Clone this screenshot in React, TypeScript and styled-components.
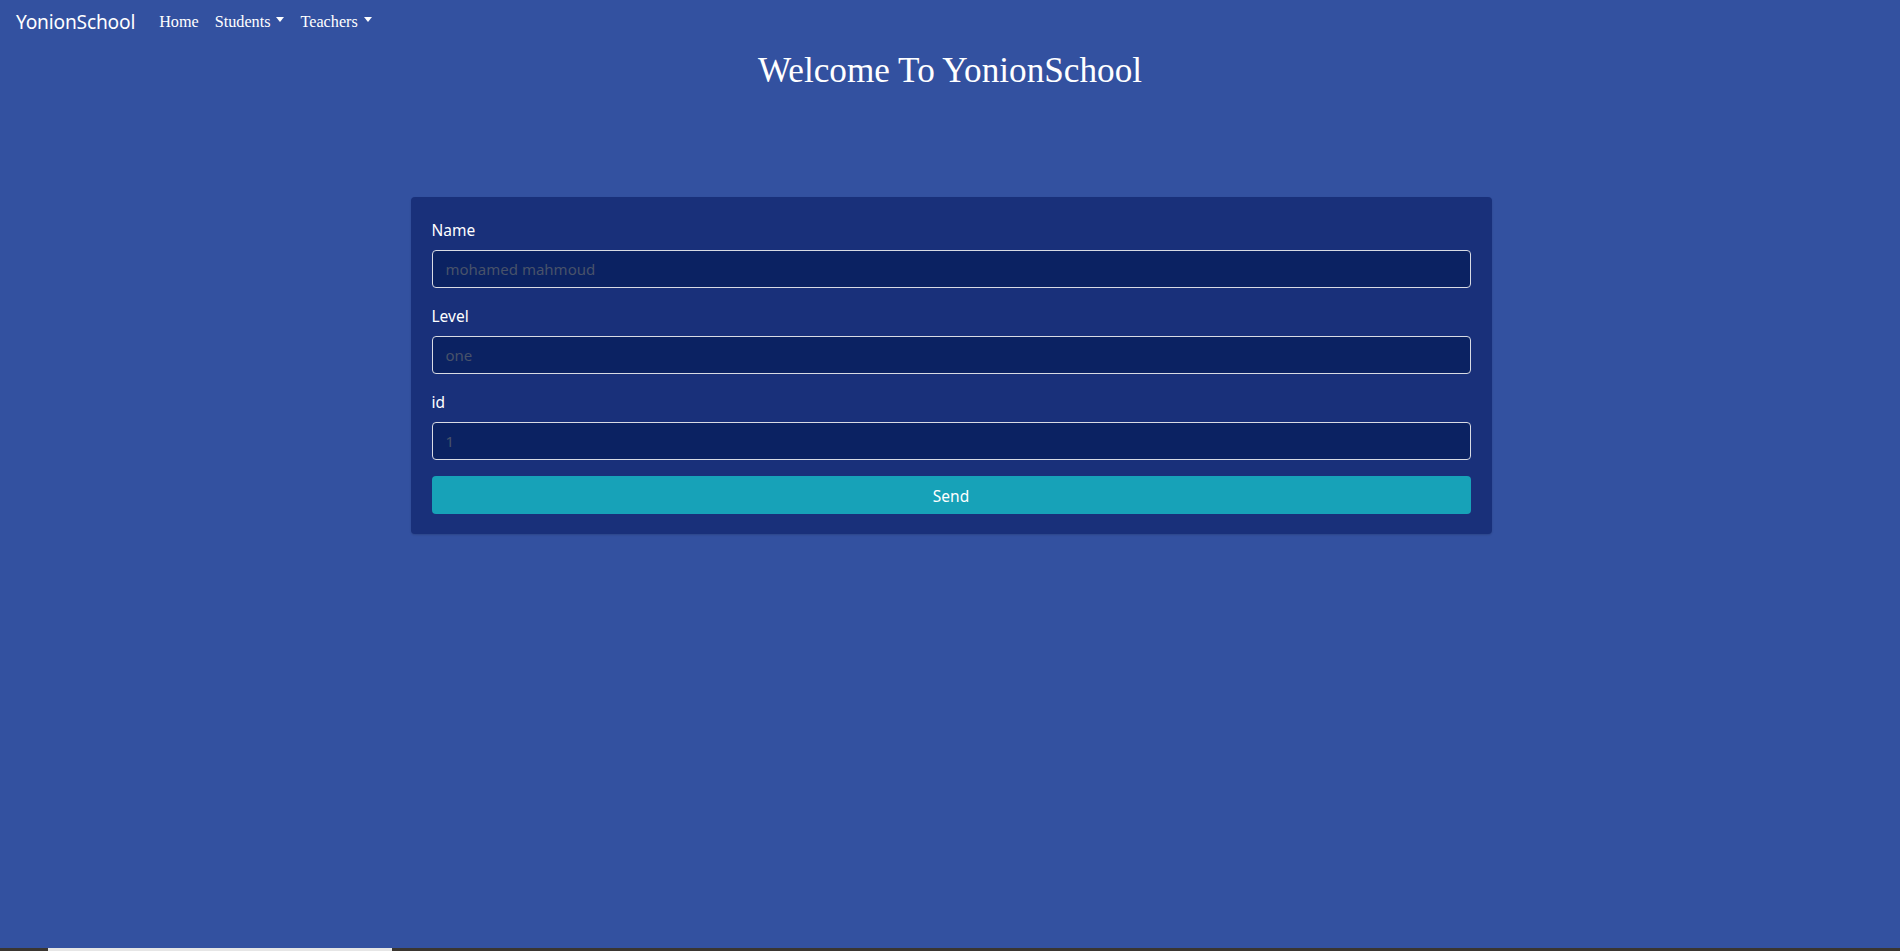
import React from "react";
import styled, { createGlobalStyle } from "styled-components";

const Global = createGlobalStyle`
  html, body { margin: 0; padding: 0; }
  body {
    background: #3351a0;
    min-height: 100vh;
    font-family: "Liberation Serif", "Times New Roman", serif;
    color: #fff;
    overflow: hidden;
  }
  * { box-sizing: border-box; }
`;

const Page = styled.div`
  min-height: 100vh;
  display: flex;
  flex-direction: column;
`;

const Navbar = styled.nav`
  display: flex;
  align-items: center;
  padding: 3px 16px 0;
  height: 40px;
`;

const Brand = styled.a`
  font-family: "Noto Sans", "Open Sans", sans-serif;
  font-size: 19.2px;
  line-height: 30px;
  color: #fff;
  margin-right: 16px;
  letter-spacing: -0.2px;
  text-decoration: none;
`;

const NavList = styled.ul`
  display: flex;
  list-style: none;
  margin: 0;
  padding: 0;
`;

const NavLink = styled.a<{ $dropdown?: boolean }>`
  display: flex;
  align-items: center;
  padding: 0 8px;
  font-family: "Liberation Serif", "Times New Roman", serif;
  font-size: 16.2px;
  line-height: 24px;
  color: #fff;
  text-decoration: none;
  &::after {
    content: ${(p) => (p.$dropdown ? '""' : "none")};
    display: inline-block;
    margin-left: 6px;
    margin-top: -4px;
    border-top: 5px solid #fff;
    border-left: 4px solid transparent;
    border-right: 4px solid transparent;
  }
`;

const Title = styled.h1`
  margin: 8px 0 0;
  text-align: center;
  font-family: "Liberation Serif", "Times New Roman", serif;
  font-weight: 400;
  font-size: 35.2px;
  line-height: 46px;
`;

const Card = styled.form`
  width: 1081px;
  margin: 103px auto 0;
  transform: translateX(1px);
  background: #19307a;
  border-radius: 4px;
  padding: 21px 21px 20px;
  display: flex;
  flex-direction: column;
  box-shadow: 0 1px 2px rgba(0, 0, 0, 0.15);
`;

const Group = styled.div`
  display: flex;
  flex-direction: column;
  margin-bottom: 16px;
`;

const Label = styled.label`
  font-family: "Noto Sans", "Open Sans", sans-serif;
  font-size: 15.5px;
  line-height: 24px;
  margin-bottom: 8px;
  color: #fff;
`;

const Input = styled.input`
  height: 38px;
  width: 100%;
  background: #0b2262;
  border: 1px solid #d8dbe4;
  border-radius: 4px;
  padding: 0 13px;
  font-family: "Noto Sans", "Open Sans", sans-serif;
  font-size: 15px;
  color: #fff;
  outline: none;
  &::placeholder {
    color: #48526a;
  }
`;

const Button = styled.button`
  height: 38px;
  width: 100%;
  background: #17a2b8;
  border: none;
  border-radius: 4px;
  color: #fff;
  font-family: "Noto Sans", "Open Sans", sans-serif;
  font-size: 15.5px;
  padding-top: 2px;
  cursor: pointer;
`;

const Scrollbar = styled.div`
  position: fixed;
  left: 0;
  right: 0;
  bottom: 0;
  height: 3px;
  background: #3a3631;
`;

const Thumb = styled.div`
  position: absolute;
  top: 0;
  bottom: 0;
  left: 48px;
  width: 344px;
  background: #e6e6e6;
`;

export default function App() {
  return (
    <Page>
      <Global />
      <Navbar>
        <Brand href="#">YonionSchool</Brand>
        <NavList>
          <li>
            <NavLink href="#">Home</NavLink>
          </li>
          <li>
            <NavLink href="#" $dropdown>
              Students
            </NavLink>
          </li>
          <li>
            <NavLink href="#" $dropdown>
              Teachers
            </NavLink>
          </li>
        </NavList>
      </Navbar>
      <Title>Welcome To YonionSchool</Title>
      <Card onSubmit={(e) => e.preventDefault()}>
        <Group>
          <Label>Name</Label>
          <Input placeholder="mohamed mahmoud" />
        </Group>
        <Group>
          <Label>Level</Label>
          <Input placeholder="one" />
        </Group>
        <Group>
          <Label>id</Label>
          <Input placeholder="1" />
        </Group>
        <Button type="submit">Send</Button>
      </Card>
      <Scrollbar>
        <Thumb />
      </Scrollbar>
    </Page>
  );
}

SET TASK:
Copy the listing exactly. Any image in it stays out of the copy.

WRITTEN RESPONSE:
Clone this screenshot in React, TypeScript and styled-components.
import React from "react";
import styled, { createGlobalStyle } from "styled-components";

const Global = createGlobalStyle`
  html, body { margin: 0; padding: 0; }
  body {
    background: #3351a0;
    min-height: 100vh;
    font-family: "Liberation Serif", "Times New Roman", serif;
    color: #fff;
    overflow: hidden;
  }
  * { box-sizing: border-box; }
`;

const Page = styled.div`
  min-height: 100vh;
  display: flex;
  flex-direction: column;
`;

const Navbar = styled.nav`
  display: flex;
  align-items: center;
  padding: 3px 16px 0;
  height: 40px;
`;

const Brand = styled.a`
  font-family: "Noto Sans", "Open Sans", sans-serif;
  font-size: 19.2px;
  line-height: 30px;
  color: #fff;
  margin-right: 16px;
  letter-spacing: -0.2px;
  text-decoration: none;
`;

const NavList = styled.ul`
  display: flex;
  list-style: none;
  margin: 0;
  padding: 0;
`;

const NavLink = styled.a<{ $dropdown?: boolean }>`
  display: flex;
  align-items: center;
  padding: 0 8px;
  font-family: "Liberation Serif", "Times New Roman", serif;
  font-size: 16.2px;
  line-height: 24px;
  color: #fff;
  text-decoration: none;
  &::after {
    content: ${(p) => (p.$dropdown ? '""' : "none")};
    display: inline-block;
    margin-left: 6px;
    margin-top: -4px;
    border-top: 5px solid #fff;
    border-left: 4px solid transparent;
    border-right: 4px solid transparent;
  }
`;

const Title = styled.h1`
  margin: 8px 0 0;
  text-align: center;
  font-family: "Liberation Serif", "Times New Roman", serif;
  font-weight: 400;
  font-size: 35.2px;
  line-height: 46px;
`;

const Card = styled.form`
  width: 1081px;
  margin: 103px auto 0;
  transform: translateX(1px);
  background: #19307a;
  border-radius: 4px;
  padding: 21px 21px 20px;
  display: flex;
  flex-direction: column;
  box-shadow: 0 1px 2px rgba(0, 0, 0, 0.15);
`;

const Group = styled.div`
  display: flex;
  flex-direction: column;
  margin-bottom: 16px;
`;

const Label = styled.label`
  font-family: "Noto Sans", "Open Sans", sans-serif;
  font-size: 15.5px;
  line-height: 24px;
  margin-bottom: 8px;
  color: #fff;
`;

const Input = styled.input`
  height: 38px;
  width: 100%;
  background: #0b2262;
  border: 1px solid #d8dbe4;
  border-radius: 4px;
  padding: 0 13px;
  font-family: "Noto Sans", "Open Sans", sans-serif;
  font-size: 15px;
  color: #fff;
  outline: none;
  &::placeholder {
    color: #48526a;
  }
`;

const Button = styled.button`
  height: 38px;
  width: 100%;
  background: #17a2b8;
  border: none;
  border-radius: 4px;
  color: #fff;
  font-family: "Noto Sans", "Open Sans", sans-serif;
  font-size: 15.5px;
  padding-top: 2px;
  cursor: pointer;
`;

const Scrollbar = styled.div`
  position: fixed;
  left: 0;
  right: 0;
  bottom: 0;
  height: 3px;
  background: #3a3631;
`;

const Thumb = styled.div`
  position: absolute;
  top: 0;
  bottom: 0;
  left: 48px;
  width: 344px;
  background: #e6e6e6;
`;

export default function App() {
  return (
    <Page>
      <Global />
      <Navbar>
        <Brand href="#">YonionSchool</Brand>
        <NavList>
          <li>
            <NavLink href="#">Home</NavLink>
          </li>
          <li>
            <NavLink href="#" $dropdown>
              Students
            </NavLink>
          </li>
          <li>
            <NavLink href="#" $dropdown>
              Teachers
            </NavLink>
          </li>
        </NavList>
      </Navbar>
      <Title>Welcome To YonionSchool</Title>
      <Card onSubmit={(e) => e.preventDefault()}>
        <Group>
          <Label>Name</Label>
          <Input placeholder="mohamed mahmoud" />
        </Group>
        <Group>
          <Label>Level</Label>
          <Input placeholder="one" />
        </Group>
        <Group>
          <Label>id</Label>
          <Input placeholder="1" />
        </Group>
        <Button type="submit">Send</Button>
      </Card>
      <Scrollbar>
        <Thumb />
      </Scrollbar>
    </Page>
  );
}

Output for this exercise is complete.